THE REQUEST
For this exercise, repeat all of the material verbatim apart from its images.
◇ ◇ ◇
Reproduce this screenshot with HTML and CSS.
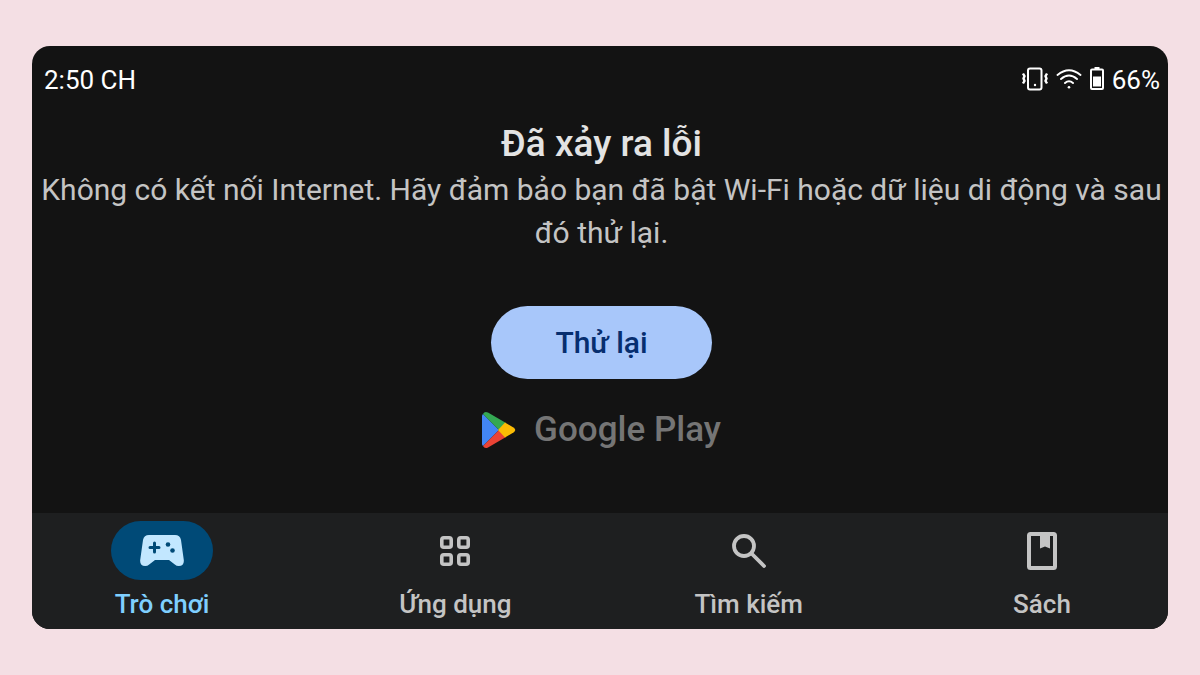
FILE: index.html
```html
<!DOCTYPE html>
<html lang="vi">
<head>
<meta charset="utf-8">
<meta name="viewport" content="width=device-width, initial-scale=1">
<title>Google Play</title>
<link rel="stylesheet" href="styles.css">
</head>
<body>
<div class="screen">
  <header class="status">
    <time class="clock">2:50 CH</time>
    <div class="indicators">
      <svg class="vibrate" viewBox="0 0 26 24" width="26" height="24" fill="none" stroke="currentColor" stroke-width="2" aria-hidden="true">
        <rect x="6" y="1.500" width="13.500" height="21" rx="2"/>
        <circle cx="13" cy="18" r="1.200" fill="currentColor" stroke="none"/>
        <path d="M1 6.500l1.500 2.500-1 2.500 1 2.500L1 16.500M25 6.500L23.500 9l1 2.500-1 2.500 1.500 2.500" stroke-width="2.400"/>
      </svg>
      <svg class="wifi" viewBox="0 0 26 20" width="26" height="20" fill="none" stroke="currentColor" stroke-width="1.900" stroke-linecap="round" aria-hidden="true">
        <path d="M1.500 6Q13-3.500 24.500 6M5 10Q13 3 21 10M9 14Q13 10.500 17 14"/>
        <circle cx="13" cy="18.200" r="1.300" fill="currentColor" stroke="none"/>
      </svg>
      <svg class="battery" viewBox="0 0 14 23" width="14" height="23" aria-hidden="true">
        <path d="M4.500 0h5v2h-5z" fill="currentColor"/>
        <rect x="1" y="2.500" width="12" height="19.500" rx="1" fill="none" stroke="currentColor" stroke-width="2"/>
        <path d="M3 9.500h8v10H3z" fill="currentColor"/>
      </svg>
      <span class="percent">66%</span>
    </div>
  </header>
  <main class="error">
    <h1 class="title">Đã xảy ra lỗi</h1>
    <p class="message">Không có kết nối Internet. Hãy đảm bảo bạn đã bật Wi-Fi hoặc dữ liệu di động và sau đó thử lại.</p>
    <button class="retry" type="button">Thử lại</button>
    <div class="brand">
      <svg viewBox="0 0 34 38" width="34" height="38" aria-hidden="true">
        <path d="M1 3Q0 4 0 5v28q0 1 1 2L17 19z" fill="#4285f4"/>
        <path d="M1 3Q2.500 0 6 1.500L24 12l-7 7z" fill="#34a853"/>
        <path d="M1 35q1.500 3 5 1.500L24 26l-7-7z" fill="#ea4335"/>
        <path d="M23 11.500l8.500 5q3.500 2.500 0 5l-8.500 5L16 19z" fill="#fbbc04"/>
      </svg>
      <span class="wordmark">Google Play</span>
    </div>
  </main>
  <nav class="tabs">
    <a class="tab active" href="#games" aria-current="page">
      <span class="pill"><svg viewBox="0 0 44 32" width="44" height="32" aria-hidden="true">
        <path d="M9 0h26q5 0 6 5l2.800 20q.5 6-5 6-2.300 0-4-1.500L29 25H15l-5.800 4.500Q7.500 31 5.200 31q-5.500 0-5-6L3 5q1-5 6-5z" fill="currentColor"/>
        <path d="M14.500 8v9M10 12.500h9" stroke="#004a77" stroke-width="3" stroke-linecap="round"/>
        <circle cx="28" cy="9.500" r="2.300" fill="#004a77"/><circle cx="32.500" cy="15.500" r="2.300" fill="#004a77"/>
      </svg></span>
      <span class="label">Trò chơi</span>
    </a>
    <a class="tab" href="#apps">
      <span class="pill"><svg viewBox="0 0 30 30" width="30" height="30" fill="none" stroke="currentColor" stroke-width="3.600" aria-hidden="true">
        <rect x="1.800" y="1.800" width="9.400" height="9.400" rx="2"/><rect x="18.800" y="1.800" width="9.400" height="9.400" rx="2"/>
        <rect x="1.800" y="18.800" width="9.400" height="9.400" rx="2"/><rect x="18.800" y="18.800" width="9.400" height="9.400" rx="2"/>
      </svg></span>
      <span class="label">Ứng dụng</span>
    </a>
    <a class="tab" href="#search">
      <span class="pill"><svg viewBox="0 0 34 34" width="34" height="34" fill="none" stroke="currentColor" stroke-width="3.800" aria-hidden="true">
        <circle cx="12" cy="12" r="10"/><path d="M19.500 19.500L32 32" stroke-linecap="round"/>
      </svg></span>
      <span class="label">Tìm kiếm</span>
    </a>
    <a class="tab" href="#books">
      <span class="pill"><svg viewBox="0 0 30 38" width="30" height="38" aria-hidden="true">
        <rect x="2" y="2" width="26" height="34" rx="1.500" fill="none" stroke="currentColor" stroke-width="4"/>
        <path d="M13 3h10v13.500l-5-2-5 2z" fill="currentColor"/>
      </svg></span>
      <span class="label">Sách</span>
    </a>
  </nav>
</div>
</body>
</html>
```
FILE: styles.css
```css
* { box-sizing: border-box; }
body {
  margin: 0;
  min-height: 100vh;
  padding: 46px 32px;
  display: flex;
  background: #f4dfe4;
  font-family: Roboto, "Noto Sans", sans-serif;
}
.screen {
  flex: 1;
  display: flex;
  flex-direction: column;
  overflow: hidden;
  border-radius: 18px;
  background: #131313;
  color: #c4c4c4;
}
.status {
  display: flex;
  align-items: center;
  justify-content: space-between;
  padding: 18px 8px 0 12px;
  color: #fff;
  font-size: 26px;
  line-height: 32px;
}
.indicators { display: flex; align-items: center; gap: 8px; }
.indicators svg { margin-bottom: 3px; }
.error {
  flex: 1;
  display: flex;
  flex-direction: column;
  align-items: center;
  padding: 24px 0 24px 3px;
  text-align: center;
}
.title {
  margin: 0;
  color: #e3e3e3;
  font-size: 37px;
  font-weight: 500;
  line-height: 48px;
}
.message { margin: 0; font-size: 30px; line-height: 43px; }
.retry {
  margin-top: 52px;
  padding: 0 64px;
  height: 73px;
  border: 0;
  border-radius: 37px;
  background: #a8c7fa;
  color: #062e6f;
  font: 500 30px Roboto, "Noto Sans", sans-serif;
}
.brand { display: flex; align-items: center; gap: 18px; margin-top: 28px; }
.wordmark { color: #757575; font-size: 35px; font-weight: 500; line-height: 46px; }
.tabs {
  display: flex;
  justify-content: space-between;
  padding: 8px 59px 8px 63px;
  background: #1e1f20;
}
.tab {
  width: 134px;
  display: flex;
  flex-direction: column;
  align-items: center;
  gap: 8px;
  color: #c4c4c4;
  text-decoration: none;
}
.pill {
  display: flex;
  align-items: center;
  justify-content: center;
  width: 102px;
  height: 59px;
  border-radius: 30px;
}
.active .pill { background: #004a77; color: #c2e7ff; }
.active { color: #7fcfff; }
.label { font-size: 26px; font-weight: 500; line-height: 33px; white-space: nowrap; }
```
◇ ◇ ◇
TASK RESPONSE
Reproduce this screenshot with HTML and CSS.
FILE: index.html
```html
<!DOCTYPE html>
<html lang="vi">
<head>
<meta charset="utf-8">
<meta name="viewport" content="width=device-width, initial-scale=1">
<title>Google Play</title>
<link rel="stylesheet" href="styles.css">
</head>
<body>
<div class="screen">
  <header class="status">
    <time class="clock">2:50 CH</time>
    <div class="indicators">
      <svg class="vibrate" viewBox="0 0 26 24" width="26" height="24" fill="none" stroke="currentColor" stroke-width="2" aria-hidden="true">
        <rect x="6" y="1.500" width="13.500" height="21" rx="2"/>
        <circle cx="13" cy="18" r="1.200" fill="currentColor" stroke="none"/>
        <path d="M1 6.500l1.500 2.500-1 2.500 1 2.500L1 16.500M25 6.500L23.500 9l1 2.500-1 2.500 1.500 2.500" stroke-width="2.400"/>
      </svg>
      <svg class="wifi" viewBox="0 0 26 20" width="26" height="20" fill="none" stroke="currentColor" stroke-width="1.900" stroke-linecap="round" aria-hidden="true">
        <path d="M1.500 6Q13-3.500 24.500 6M5 10Q13 3 21 10M9 14Q13 10.500 17 14"/>
        <circle cx="13" cy="18.200" r="1.300" fill="currentColor" stroke="none"/>
      </svg>
      <svg class="battery" viewBox="0 0 14 23" width="14" height="23" aria-hidden="true">
        <path d="M4.500 0h5v2h-5z" fill="currentColor"/>
        <rect x="1" y="2.500" width="12" height="19.500" rx="1" fill="none" stroke="currentColor" stroke-width="2"/>
        <path d="M3 9.500h8v10H3z" fill="currentColor"/>
      </svg>
      <span class="percent">66%</span>
    </div>
  </header>
  <main class="error">
    <h1 class="title">Đã xảy ra lỗi</h1>
    <p class="message">Không có kết nối Internet. Hãy đảm bảo bạn đã bật Wi-Fi hoặc dữ liệu di động và sau đó thử lại.</p>
    <button class="retry" type="button">Thử lại</button>
    <div class="brand">
      <svg viewBox="0 0 34 38" width="34" height="38" aria-hidden="true">
        <path d="M1 3Q0 4 0 5v28q0 1 1 2L17 19z" fill="#4285f4"/>
        <path d="M1 3Q2.500 0 6 1.500L24 12l-7 7z" fill="#34a853"/>
        <path d="M1 35q1.500 3 5 1.500L24 26l-7-7z" fill="#ea4335"/>
        <path d="M23 11.500l8.500 5q3.500 2.500 0 5l-8.500 5L16 19z" fill="#fbbc04"/>
      </svg>
      <span class="wordmark">Google Play</span>
    </div>
  </main>
  <nav class="tabs">
    <a class="tab active" href="#games" aria-current="page">
      <span class="pill"><svg viewBox="0 0 44 32" width="44" height="32" aria-hidden="true">
        <path d="M9 0h26q5 0 6 5l2.800 20q.5 6-5 6-2.300 0-4-1.500L29 25H15l-5.800 4.500Q7.500 31 5.200 31q-5.500 0-5-6L3 5q1-5 6-5z" fill="currentColor"/>
        <path d="M14.500 8v9M10 12.500h9" stroke="#004a77" stroke-width="3" stroke-linecap="round"/>
        <circle cx="28" cy="9.500" r="2.300" fill="#004a77"/><circle cx="32.500" cy="15.500" r="2.300" fill="#004a77"/>
      </svg></span>
      <span class="label">Trò chơi</span>
    </a>
    <a class="tab" href="#apps">
      <span class="pill"><svg viewBox="0 0 30 30" width="30" height="30" fill="none" stroke="currentColor" stroke-width="3.600" aria-hidden="true">
        <rect x="1.800" y="1.800" width="9.400" height="9.400" rx="2"/><rect x="18.800" y="1.800" width="9.400" height="9.400" rx="2"/>
        <rect x="1.800" y="18.800" width="9.400" height="9.400" rx="2"/><rect x="18.800" y="18.800" width="9.400" height="9.400" rx="2"/>
      </svg></span>
      <span class="label">Ứng dụng</span>
    </a>
    <a class="tab" href="#search">
      <span class="pill"><svg viewBox="0 0 34 34" width="34" height="34" fill="none" stroke="currentColor" stroke-width="3.800" aria-hidden="true">
        <circle cx="12" cy="12" r="10"/><path d="M19.500 19.500L32 32" stroke-linecap="round"/>
      </svg></span>
      <span class="label">Tìm kiếm</span>
    </a>
    <a class="tab" href="#books">
      <span class="pill"><svg viewBox="0 0 30 38" width="30" height="38" aria-hidden="true">
        <rect x="2" y="2" width="26" height="34" rx="1.500" fill="none" stroke="currentColor" stroke-width="4"/>
        <path d="M13 3h10v13.500l-5-2-5 2z" fill="currentColor"/>
      </svg></span>
      <span class="label">Sách</span>
    </a>
  </nav>
</div>
</body>
</html>
```
FILE: styles.css
```css
* { box-sizing: border-box; }
body {
  margin: 0;
  min-height: 100vh;
  padding: 46px 32px;
  display: flex;
  background: #f4dfe4;
  font-family: Roboto, "Noto Sans", sans-serif;
}
.screen {
  flex: 1;
  display: flex;
  flex-direction: column;
  overflow: hidden;
  border-radius: 18px;
  background: #131313;
  color: #c4c4c4;
}
.status {
  display: flex;
  align-items: center;
  justify-content: space-between;
  padding: 18px 8px 0 12px;
  color: #fff;
  font-size: 26px;
  line-height: 32px;
}
.indicators { display: flex; align-items: center; gap: 8px; }
.indicators svg { margin-bottom: 3px; }
.error {
  flex: 1;
  display: flex;
  flex-direction: column;
  align-items: center;
  padding: 24px 0 24px 3px;
  text-align: center;
}
.title {
  margin: 0;
  color: #e3e3e3;
  font-size: 37px;
  font-weight: 500;
  line-height: 48px;
}
.message { margin: 0; font-size: 30px; line-height: 43px; }
.retry {
  margin-top: 52px;
  padding: 0 64px;
  height: 73px;
  border: 0;
  border-radius: 37px;
  background: #a8c7fa;
  color: #062e6f;
  font: 500 30px Roboto, "Noto Sans", sans-serif;
}
.brand { display: flex; align-items: center; gap: 18px; margin-top: 28px; }
.wordmark { color: #757575; font-size: 35px; font-weight: 500; line-height: 46px; }
.tabs {
  display: flex;
  justify-content: space-between;
  padding: 8px 59px 8px 63px;
  background: #1e1f20;
}
.tab {
  width: 134px;
  display: flex;
  flex-direction: column;
  align-items: center;
  gap: 8px;
  color: #c4c4c4;
  text-decoration: none;
}
.pill {
  display: flex;
  align-items: center;
  justify-content: center;
  width: 102px;
  height: 59px;
  border-radius: 30px;
}
.active .pill { background: #004a77; color: #c2e7ff; }
.active { color: #7fcfff; }
.label { font-size: 26px; font-weight: 500; line-height: 33px; white-space: nowrap; }
```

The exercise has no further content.